- Born: Robert Edward Barnes April 11, 1974 (age 52) Chattanooga, Tennessee, U.S.
- Education: University of Tennessee at Chattanooga (BA) University of Wisconsin Law School (JD)
- Occupations: Criminal tax attorney, legal advocate, political commentator, and YouTuber
- Website: barneslawllp.com

= Robert Barnes (attorney) =

American lawyer (born 1974)

Robert Edward Barnes (born April 11, 1974) is an American lawyer and political commentator. He is the co-host, with David Freiheit, of the podcast Viva & Barnes: Law for the People. Founder of Barnes Law LLP, a Los Angeles–based law firm, Barnes gained public attention by representing perceived underdogs and for lawsuits involving constitutional issues.

==Early life and education==

Barnes grew up in East Ridge, Tennessee, attended Grace Baptist Academy, and later received a scholarship to the McCallie School, a private all-male high school. Barnes' father died when he was a child.

He later attended Yale University for two years before transferring to the University of Tennessee at Chattanooga in 1994, citing Yale's elitism as the reason behind his decision to switch schools. Afterwards, Barnes graduated from the University of Wisconsin Law School.

== Career ==

Barnes was formerly a partner at the Bernhoft Law Firm. He later established his own practice, Barnes Law LLP, and is affiliated with Free America Law Center.

=== Notable cases ===
Barnes represented Ralph Nader in lawsuits regarding ballot access in Hawaii and Arizona for his 2004 presidential bid. The Hawaiian lawsuit was unsuccessful; however, the Arizona lawsuit was ultimately successful in Nader v. Brewer.
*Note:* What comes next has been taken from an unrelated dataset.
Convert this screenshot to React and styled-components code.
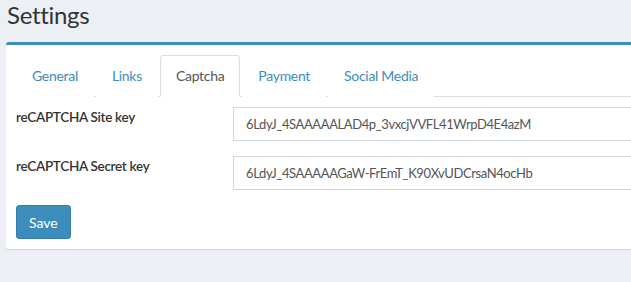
import React, { useState } from "react";
import styled, { createGlobalStyle } from "styled-components";

const GlobalStyle = createGlobalStyle`
  html, body {
    margin: 0;
    padding: 0;
    background: #ecf0f5;
    overflow: hidden;
  }
  body {
    font-family: Lato, "Liberation Sans", sans-serif;
    font-size: 14px;
    color: #333;
  }
`;

const Page = styled.div`
  width: 760px;
  padding: 0 0 0 6px;
  min-height: 282px;
`;

const Title = styled.h1`
  margin: 0;
  padding: 0 0 0 1px;
  font-size: 24px;
  font-weight: 400;
  line-height: 29px;
  height: 42px;
  letter-spacing: -0.3px;
  color: #333;
`;

const Box = styled.div`
  background: #fff;
  border-top: 3px solid #3c8dbc;
  border-radius: 3px;
  box-shadow: 0 1px 1px rgba(0, 0, 0, 0.12);
  padding: 10px;
`;

const Tabs = styled.ul`
  display: flex;
  list-style: none;
  margin: 0;
  padding: 0;
  border-bottom: 1px solid #ddd;
`;

const Tab = styled.li`
  margin: 0 2px -1px 0;
  padding: 10px 15px;
  line-height: 20px;
  font-size: 14px;
  letter-spacing: -0.3px;
  cursor: pointer;
  color: ${(p) => (p.$active ? "#555" : "#3c8dbc")};
  background: #fff;
  border: 1px solid ${(p) => (p.$active ? "#ddd" : "transparent")};
  border-bottom-color: ${(p) => (p.$active ? "#fff" : "transparent")};
  border-radius: 4px 4px 0 0;
`;

const Form = styled.div`
  padding-top: 10px;
`;

const Row = styled.div`
  display: grid;
  grid-template-columns: 217px 1fr;
  margin-bottom: 15px;
`;

const Label = styled.label`
  font-weight: 600;
  font-size: 13.5px;
  letter-spacing: -0.3px;
  line-height: 20px;
  color: #333;
`;

const Input = styled.input`
  height: 34px;
  box-sizing: border-box;
  padding: 6px 12px;
  border: 1px solid #d2d6de;
  font-family: inherit;
  font-size: 13px;
  letter-spacing: -0.4px;
  color: #555;
  outline: none;
`;

const Button = styled.button`
  height: 34px;
  padding: 6px 12px;
  background: #3c8dbc;
  border: 1px solid #367fa9;
  border-radius: 3px;
  color: #fff;
  font-family: inherit;
  font-size: 14px;
  cursor: pointer;
`;

const tabs = ["General", "Links", "Captcha", "Payment", "Social Media"];

export default function App() {
  const [active, setActive] = useState("Captcha");
  return (
    <Page>
      <GlobalStyle />
      <Title>Settings</Title>
      <Box>
        <Tabs>
          {tabs.map((t) => (
            <Tab key={t} $active={t === active} onClick={() => setActive(t)}>
              {t}
            </Tab>
          ))}
        </Tabs>
        <Form>
          <Row>
            <Label>reCAPTCHA Site key</Label>
            <Input defaultValue="6LdyJ_4SAAAAALAD4p_3vxcjVVFL41WrpD4E4azM" />
          </Row>
          <Row>
            <Label>reCAPTCHA Secret key</Label>
            <Input defaultValue="6LdyJ_4SAAAAAGaW-FrEmT_K90XvUDCrsaN4ocHb" />
          </Row>
          <Button>Save</Button>
        </Form>
      </Box>
    </Page>
  );
}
While with Bernhoft in 2008, Barnes served as one of actor Wesley Snipes' criminal defense lawyers. After a federal trial, a jury acquitted Snipes of conspiracy and felony tax evasion but convicted him on three out of six counts of misdemeanor failure to file income tax returns. Judge William Terrell Hodges imposed the maximum sentence of three consecutive one-year terms. The convictions and sentence were upheld on appeal, where Snipes was represented by other counsel.

Barnes was one of Alex Jones's defense attorneys in defamation lawsuits filed by an FBI agent and the parents of victims from the 2012 Sandy Hook massacre after Jones suggested that the shooting may have been staged. Pre-trial default judgments were entered against Jones in all cases, with jury trials later being held for the sole purpose of assessing damages.

In 2019 Barnes represented eight Covington High School students, excluding Nick Sandmann, in a lawsuit that was later dismissed.

Barnes was initially hired as part of Kyle Rittenhouse's defense team in his criminal trial following the 2020 Kenosha unrest shooting, but Barnes did not end up representing Rittenhouse at trial.

He represented bartender Dustin Hice in a sexual assault lawsuit against CNN anchor Don Lemon in 2021, based on a series of allegations that were later retracted.

In 2021 Barnes also represented Amy Cooper in the Central Park birdwatching incident for the misdemeanor charge of filing a false police report, a charge that was dismissed upon the motion of the prosecutor.

Barnes was hired in 2022 to represent Amish farmer Amos Miller of Miller's Organic Farm in the United States government's lawsuit against him for refusing to undergo USDA inspection of his products for religious reasons. In 2024 Barnes represented Amish farmer Reuben King during sentencing for his May 17, 2023 conviction for privately selling hunting guns from his collection without a license. King was facing 'up to five years in prison, a fine of up to $250,000, or both'. On Jan 23, 2024 the judge ruled King must pay a $35,000 fine and will spend three years on probation.

== Political views ==
Barnes is a self-described populist.

== Bet on Trump ==

In 2016, Barnes successfully wagered in European betting markets on Donald Trump being elected president of the United States, winning more than US$500,000.